An
Excruciating Misfire
It's
time for Hollywood to discover another orifice. The anal fixations
of recent juvenilia on the order of Shrek, Say It Isn't
So, and See Spot Run -- part of a pattern of lowbrow,
below-the-belt, flatulence-happy comedies for kids and teens that
also includes, from recent years, Stuart Little, Head
Over Heels, and both of Eddie Murphy's Nutty Professor
films -- was criminally tedious even before Evolution. Now,
Evolution has pushed proctological-scatological jokes to
a new extreme with such extended scenes as an emergency probe of
Orlando Jones's colon and a sloppy, 500-gallon enema applied to
an enormous alien through its car-size sphincter.
The
sad fact is that filmmaker Ivan Reitman is to blame for this.
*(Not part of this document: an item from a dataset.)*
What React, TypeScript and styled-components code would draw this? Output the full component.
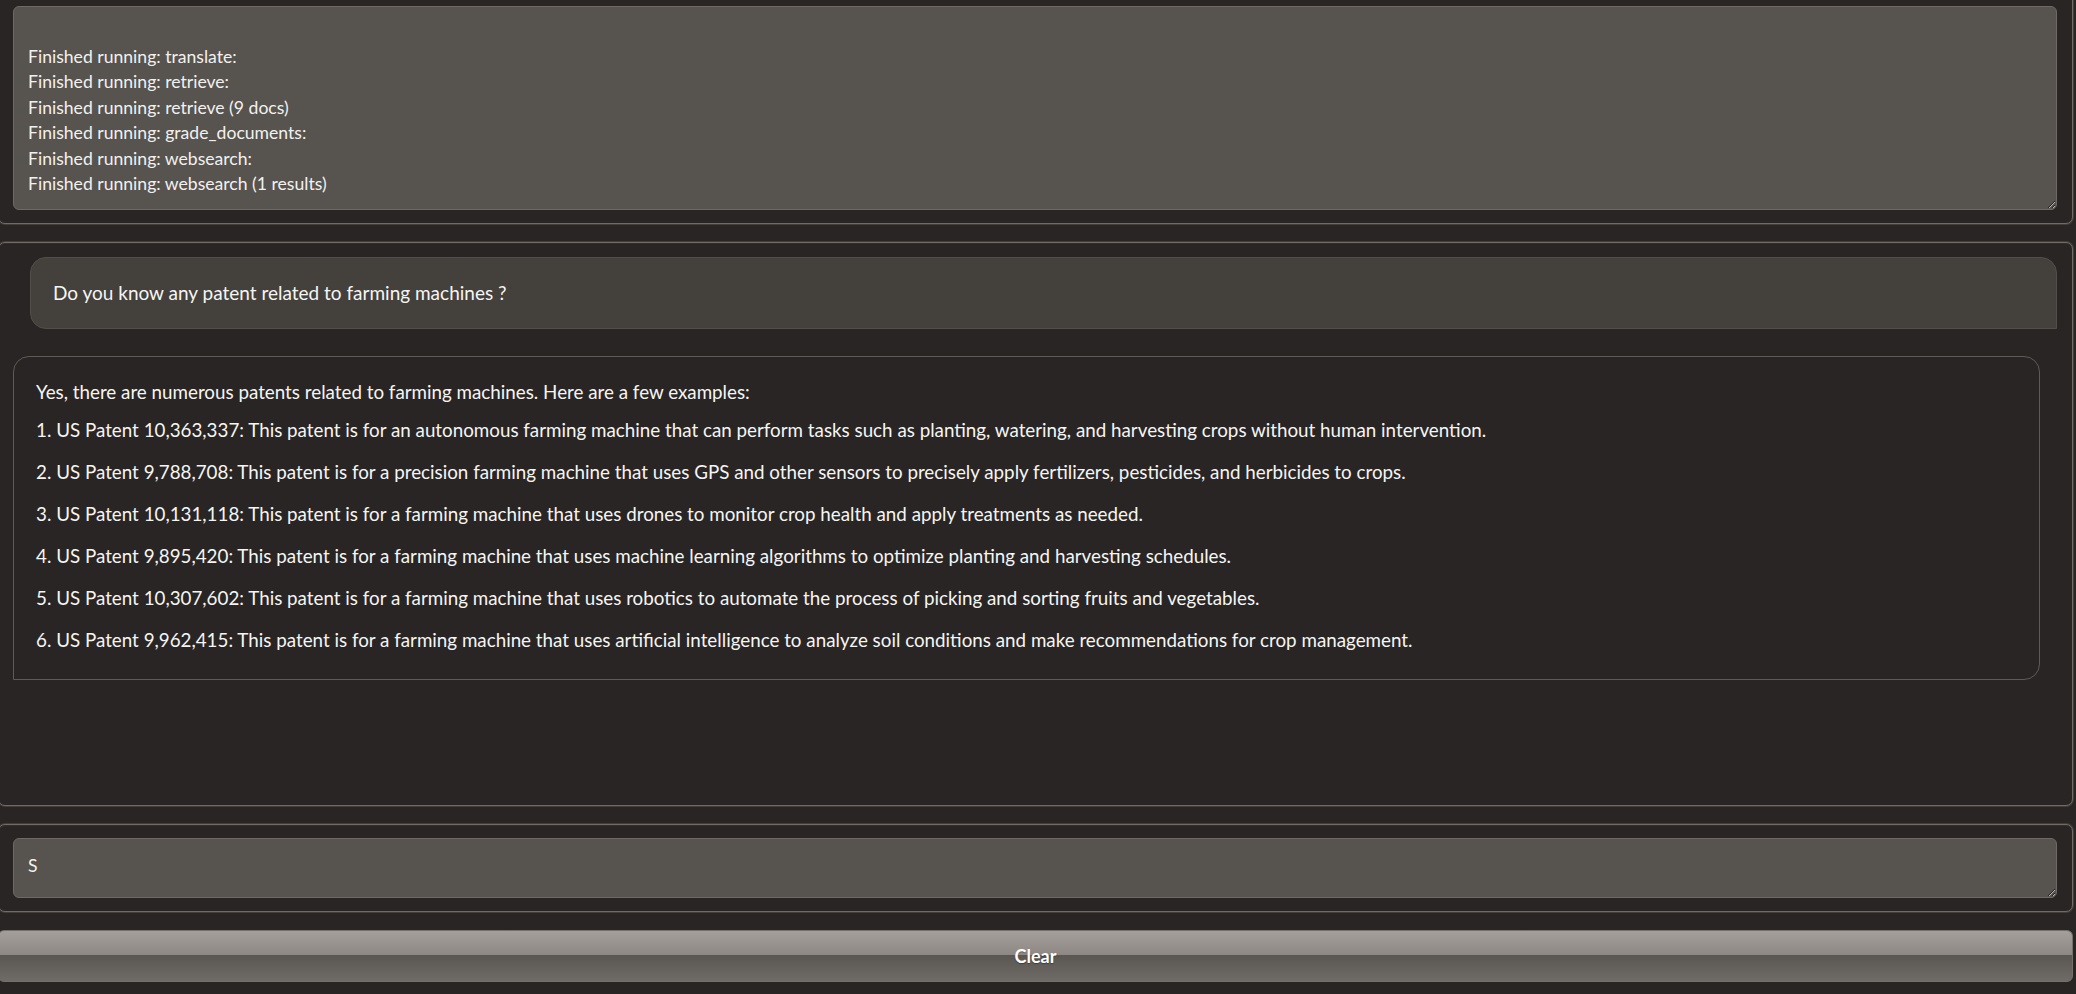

Yes,
that's the Ivan Reitman of Twins, Kindergarten Cop,
Dave, Junior, Six Days Seven Nights and the
HBO movie The Late Shift (the latter produced by him, as
was Road Trip, but Iım choosing to ignore that detail). These
were all funny, reasonably grownup films that suggested the one-time
maestro of Meatballs and Stripes had paid his party
dues and could be trusted with our hearts and minds.
Yet
Evolution, a CGI-infested comedy about extraterrestrial microbes
that rapidly develop into complex animal and vegetable forms, is
a brazenly desperate effort by the director to recreate the comic
anarchy of his Bill Murray years. Specifically, Reitman is trying
to remake Ghostbusters for a contemporary youth audience
raised on potty jokes by everyone from the Farrelly brothers to
DreamWorks. If that's not thankless enough, Reitman's trying to
do it without Bill Murray.
An
excruciating misfire, Evolution stars Jones and David Duchovny
as community college professors of geology who discover microscopic,
un-Earthly life forms on a meteorite. Taking note of the incredible
swiftness with which the single-cell organisms divide and adapt
into increasingly sophisticated species, the scientists attempt
a study but find themselves trumped by the U.S. military, which
has its own agenda for the aliens. (For this, Duchovny walked away
from the same storyline and a healthy paycheck every week on "The
X-Files"?)
While
a smarmy army general (Ted Levine, more or less in the William Atherton
role from Ghostbusters) and a single-minded state governor
(Dan Aykroyd) mishandle the crisis, our heroes become the nucleus
of a giddy, monster-busting unit of mavericks. Sound familiar?
Julianne
Moore is utterly wasted as an accident-prone doctor from the Center
for Disease Control and inevitable love interest for Duchovny. (Gee
. . . Duchovny paired with a spirited, pretty redhead playing a
M.D. What a concept.) Moore, like her co-stars, is clearly wearing
the most professional face she can in a film whose comic bearings
are constantly (I mean constantly) shifting from f/x extravaganza
to play-it-straight suspense to screw-the-storyline irony.
Duchovny,
especially, is at sea with his unfocused, and frankly impossible,
assignment, which is to wisecrack his way through the second half
just as Murray did through the whole of Ghostbusters. (For
the record, Duchovny was a very funny host on Saturday Night Live
a couple of years ago, but he's no Murray when it comes to bursting
sanctimonious balloons or undercutting authority.)
Numerous
scenes are so poorly conceived and executed (a terrible if ambitious
set-piece about hunting down a dragon in a shopping mall is particularly
painful) that Reitman can't find enough story coherence and credibility
to make the point that abandoning coherence and credibility can
be great, cheeky fun. On the other hand, maybe I'm missing the joke:
This is a regressive comedy about rampant evolution. Ha-ha? Eh.